Undoubtedly, the film is an acquired taste, or at least best suited to a particular kind of viewer. The human element is almost nil: Marvin's new wife Carol (Joan Taylor) avoids being portrayed as the usual '50s sci-fi female ninny only because nobody in the movie emerges with any real personal life to speak of, or shading beyond their profession. At one point, a character we've been set up to like as much as anybody in the film is turned into a brainless zombie, essentially, and while the curt brutality with which director Fred F. Sears (whose career somehow managed to include not only this shining triumph of '50s genre filmmaking, but also the humiliating disaster of '50s genre filmmaking The Giant Claw) presents this development is shocking and therefore effective, it's not really because we feel particularly sad for this man, more than we'd feel for anybody under the circumstances. Characters are vessels here; raw survivalism is the point of the movie, and only the cheap B-movie trappings keep that fact from making the whole thing dark and grim and brooding. That and the sheer movie-awesome potency of the visual effects.
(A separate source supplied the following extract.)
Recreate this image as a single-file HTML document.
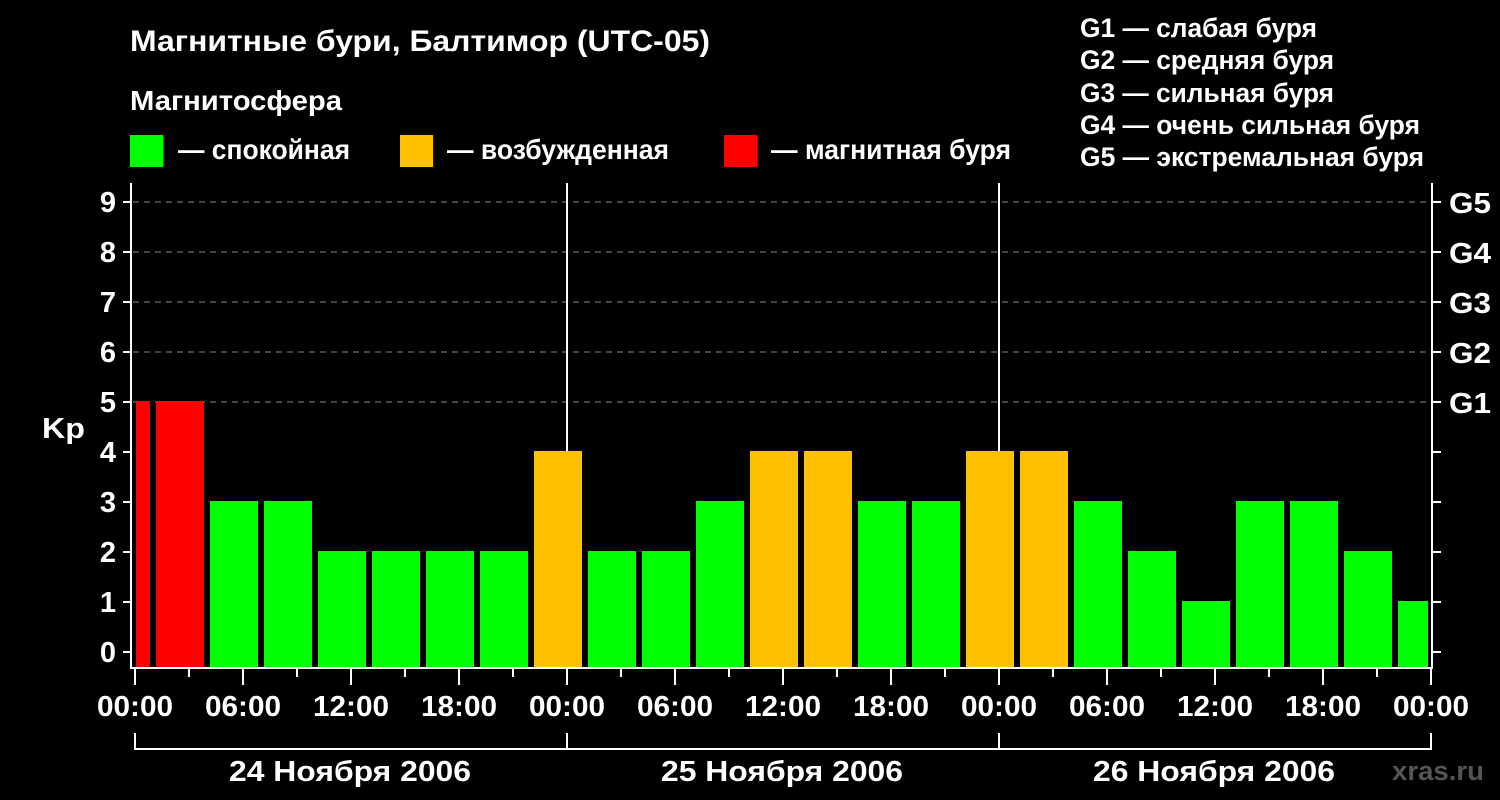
<!DOCTYPE html>
<html><head><meta charset="utf-8"><style>html,body{margin:0;padding:0;background:#000}svg{display:block}</style></head><body>
<svg width="1500" height="800" xmlns="http://www.w3.org/2000/svg" font-family="'Liberation Sans', sans-serif" font-weight="bold" fill="#fff">
<rect width="1500" height="800" fill="#000"/>
<text x="130" y="51" font-size="30" textLength="580" lengthAdjust="spacingAndGlyphs">Магнитные бури, Балтимор (UTC-05)</text>
<text x="130" y="110" font-size="28" textLength="212" lengthAdjust="spacingAndGlyphs">Магнитосфера</text>
<rect x="130" y="135" width="33" height="32" fill="#00ff00"/>
<text x="178" y="159" font-size="28" textLength="172" lengthAdjust="spacingAndGlyphs">— спокойная</text>
<rect x="400" y="135" width="33" height="32" fill="#ffc000"/>
<text x="447" y="159" font-size="28" textLength="222" lengthAdjust="spacingAndGlyphs">— возбужденная</text>
<rect x="724" y="135" width="33" height="32" fill="#ff0000"/>
<text x="771" y="159" font-size="28" textLength="240" lengthAdjust="spacingAndGlyphs">— магнитная буря</text>
<g font-size="27">
<text x="1080" y="37" textLength="237" lengthAdjust="spacingAndGlyphs">G1 — слабая буря</text>
<text x="1080" y="69" textLength="254" lengthAdjust="spacingAndGlyphs">G2 — средняя буря</text>
<text x="1080" y="102" textLength="254" lengthAdjust="spacingAndGlyphs">G3 — сильная буря</text>
<text x="1080" y="134" textLength="340" lengthAdjust="spacingAndGlyphs">G4 — очень сильная буря</text>
<text x="1080" y="166" textLength="344" lengthAdjust="spacingAndGlyphs">G5 — экстремальная буря</text>
</g>
<g stroke="#888" stroke-width="1" stroke-dasharray="6,5">
<line x1="133" y1="202" x2="1431" y2="202"/><line x1="133" y1="252" x2="1431" y2="252"/>
<line x1="133" y1="302" x2="1431" y2="302"/><line x1="133" y1="352" x2="1431" y2="352"/>
<line x1="133" y1="402" x2="1431" y2="402"/>
</g>
<g stroke="#fff" stroke-width="2">
<line x1="567" y1="183" x2="567" y2="668"/><line x1="999" y1="183" x2="999" y2="668"/>
</g>
<g>
<rect x="136" y="401" width="14" height="267" fill="#ff0000"/>
<rect x="156" y="401" width="48" height="267" fill="#ff0000"/>
<rect x="210" y="501" width="48" height="167" fill="#00ff00"/>
<rect x="264" y="501" width="48" height="167" fill="#00ff00"/>
<rect x="318" y="551" width="48" height="117" fill="#00ff00"/>
<rect x="372" y="551" width="48" height="117" fill="#00ff00"/>
<rect x="426" y="551" width="48" height="117" fill="#00ff00"/>
<rect x="480" y="551" width="48" height="117" fill="#00ff00"/>
<rect x="534" y="451" width="48" height="217" fill="#ffc000"/>
<rect x="588" y="551" width="48" height="117" fill="#00ff00"/>
<rect x="642" y="551" width="48" height="117" fill="#00ff00"/>
<rect x="696" y="501" width="48" height="167" fill="#00ff00"/>
<rect x="750" y="451" width="48" height="217" fill="#ffc000"/>
<rect x="804" y="451" width="48" height="217" fill="#ffc000"/>
<rect x="858" y="501" width="48" height="167" fill="#00ff00"/>
<rect x="912" y="501" width="48" height="167" fill="#00ff00"/>
<rect x="966" y="451" width="48" height="217" fill="#ffc000"/>
<rect x="1020" y="451" width="48" height="217" fill="#ffc000"/>
<rect x="1074" y="501" width="48" height="167" fill="#00ff00"/>
<rect x="1128" y="551" width="48" height="117" fill="#00ff00"/>
<rect x="1182" y="601" width="48" height="67" fill="#00ff00"/>
<rect x="1236" y="501" width="48" height="167" fill="#00ff00"/>
<rect x="1290" y="501" width="48" height="167" fill="#00ff00"/>
<rect x="1344" y="551" width="48" height="117" fill="#00ff00"/>
<rect x="1398" y="601" width="30" height="67" fill="#00ff00"/>
</g>
<g stroke="#fff" stroke-width="2" fill="none">
<polyline points="131,183 131,668 1432,668 1432,183"/>
</g>
<g stroke="#fff" stroke-width="2">
<line x1="123" y1="202" x2="131" y2="202"/><line x1="123" y1="252" x2="131" y2="252"/><line x1="123" y1="302" x2="131" y2="302"/>
<line x1="123" y1="352" x2="131" y2="352"/><line x1="123" y1="402" x2="131" y2="402"/><line x1="123" y1="452" x2="131" y2="452"/>
<line x1="123" y1="502" x2="131" y2="502"/><line x1="123" y1="552" x2="131" y2="552"/><line x1="123" y1="602" x2="131" y2="602"/>
<line x1="123" y1="652" x2="131" y2="652"/>
<line x1="1432" y1="202" x2="1441" y2="202"/><line x1="1432" y1="252" x2="1441" y2="252"/><line x1="1432" y1="302" x2="1441" y2="302"/>
<line x1="1432" y1="352" x2="1441" y2="352"/><line x1="1432" y1="402" x2="1441" y2="402"/><line x1="1432" y1="452" x2="1441" y2="452"/>
<line x1="1432" y1="502" x2="1441" y2="502"/><line x1="1432" y1="552" x2="1441" y2="552"/><line x1="1432" y1="602" x2="1441" y2="602"/>
<line x1="1432" y1="652" x2="1441" y2="652"/>
</g>
<g font-size="29" text-anchor="end">
<text x="116" y="212">9</text><text x="116" y="262">8</text><text x="116" y="312">7</text><text x="116" y="362">6</text>
<text x="116" y="412">5</text><text x="116" y="462">4</text><text x="116" y="512">3</text><text x="116" y="562">2</text>
<text x="116" y="612">1</text><text x="116" y="662">0</text>
</g>
<text x="42" y="438" font-size="29" textLength="43" lengthAdjust="spacingAndGlyphs">Kp</text>
<g font-size="29">
<text x="1449" y="213" textLength="42" lengthAdjust="spacingAndGlyphs">G5</text><text x="1449" y="263" textLength="42" lengthAdjust="spacingAndGlyphs">G4</text><text x="1449" y="313" textLength="42" lengthAdjust="spacingAndGlyphs">G3</text>
<text x="1449" y="363" textLength="42" lengthAdjust="spacingAndGlyphs">G2</text><text x="1449" y="413" textLength="42" lengthAdjust="spacingAndGlyphs">G1</text>
</g>
<g stroke="#fff" stroke-width="2">
<line x1="135" y1="668" x2="135" y2="685"/><line x1="189" y1="668" x2="189" y2="677"/><line x1="243" y1="668" x2="243" y2="685"/><line x1="297" y1="668" x2="297" y2="677"/>
<line x1="351" y1="668" x2="351" y2="685"/><line x1="405" y1="668" x2="405" y2="677"/><line x1="459" y1="668" x2="459" y2="685"/><line x1="513" y1="668" x2="513" y2="677"/>
<line x1="567" y1="668" x2="567" y2="685"/><line x1="621" y1="668" x2="621" y2="677"/><line x1="675" y1="668" x2="675" y2="685"/><line x1="729" y1="668" x2="729" y2="677"/>
<line x1="783" y1="668" x2="783" y2="685"/><line x1="837" y1="668" x2="837" y2="677"/><line x1="891" y1="668" x2="891" y2="685"/><line x1="945" y1="668" x2="945" y2="677"/>
<line x1="999" y1="668" x2="999" y2="685"/><line x1="1053" y1="668" x2="1053" y2="677"/><line x1="1107" y1="668" x2="1107" y2="685"/><line x1="1161" y1="668" x2="1161" y2="677"/>
<line x1="1215" y1="668" x2="1215" y2="685"/><line x1="1269" y1="668" x2="1269" y2="677"/><line x1="1323" y1="668" x2="1323" y2="685"/><line x1="1377" y1="668" x2="1377" y2="677"/>
<line x1="1431" y1="668" x2="1431" y2="685"/>
<polyline fill="none" points="135,733 135,749 1431,749 1431,733"/>
<line x1="567" y1="733" x2="567" y2="749"/><line x1="999" y1="733" x2="999" y2="749"/>
</g>
<g font-size="29" text-anchor="middle">
<text x="135" y="716" textLength="76" lengthAdjust="spacingAndGlyphs">00:00</text><text x="243" y="716" textLength="76" lengthAdjust="spacingAndGlyphs">06:00</text><text x="351" y="716" textLength="76" lengthAdjust="spacingAndGlyphs">12:00</text><text x="459" y="716" textLength="76" lengthAdjust="spacingAndGlyphs">18:00</text>
<text x="567" y="716" textLength="76" lengthAdjust="spacingAndGlyphs">00:00</text><text x="675" y="716" textLength="76" lengthAdjust="spacingAndGlyphs">06:00</text><text x="783" y="716" textLength="76" lengthAdjust="spacingAndGlyphs">12:00</text><text x="891" y="716" textLength="76" lengthAdjust="spacingAndGlyphs">18:00</text>
<text x="999" y="716" textLength="76" lengthAdjust="spacingAndGlyphs">00:00</text><text x="1107" y="716" textLength="76" lengthAdjust="spacingAndGlyphs">06:00</text><text x="1215" y="716" textLength="76" lengthAdjust="spacingAndGlyphs">12:00</text><text x="1323" y="716" textLength="76" lengthAdjust="spacingAndGlyphs">18:00</text>
<text x="1431" y="716" textLength="76" lengthAdjust="spacingAndGlyphs">00:00</text>
<text x="350" y="781" textLength="242" lengthAdjust="spacingAndGlyphs">24 Ноября 2006</text>
<text x="782" y="781" textLength="242" lengthAdjust="spacingAndGlyphs">25 Ноября 2006</text>
<text x="1214" y="781" textLength="242" lengthAdjust="spacingAndGlyphs">26 Ноября 2006</text>
</g>
<text x="1392" y="780" font-size="27" fill="#555" textLength="92" lengthAdjust="spacingAndGlyphs">xras.ru</text>
</svg>
</body></html>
It's not sophisticated, the film's meager politics are a bit confused and under-explored, and though it is a rousing adventure about the triumph of humanity, it's tech-worship keeps it from being humanist. And yet part of me loves Earth vs. the Flying Saucers a little bit; for its efficiency, and its directness, and how absolutely perfect it is at telling only exactly the story it cares to tell in the most engaging way possible. It's not any kind of B-picture gateway drug, but as a well-established admirer of the form, there's nothing about this film that doesn't please me.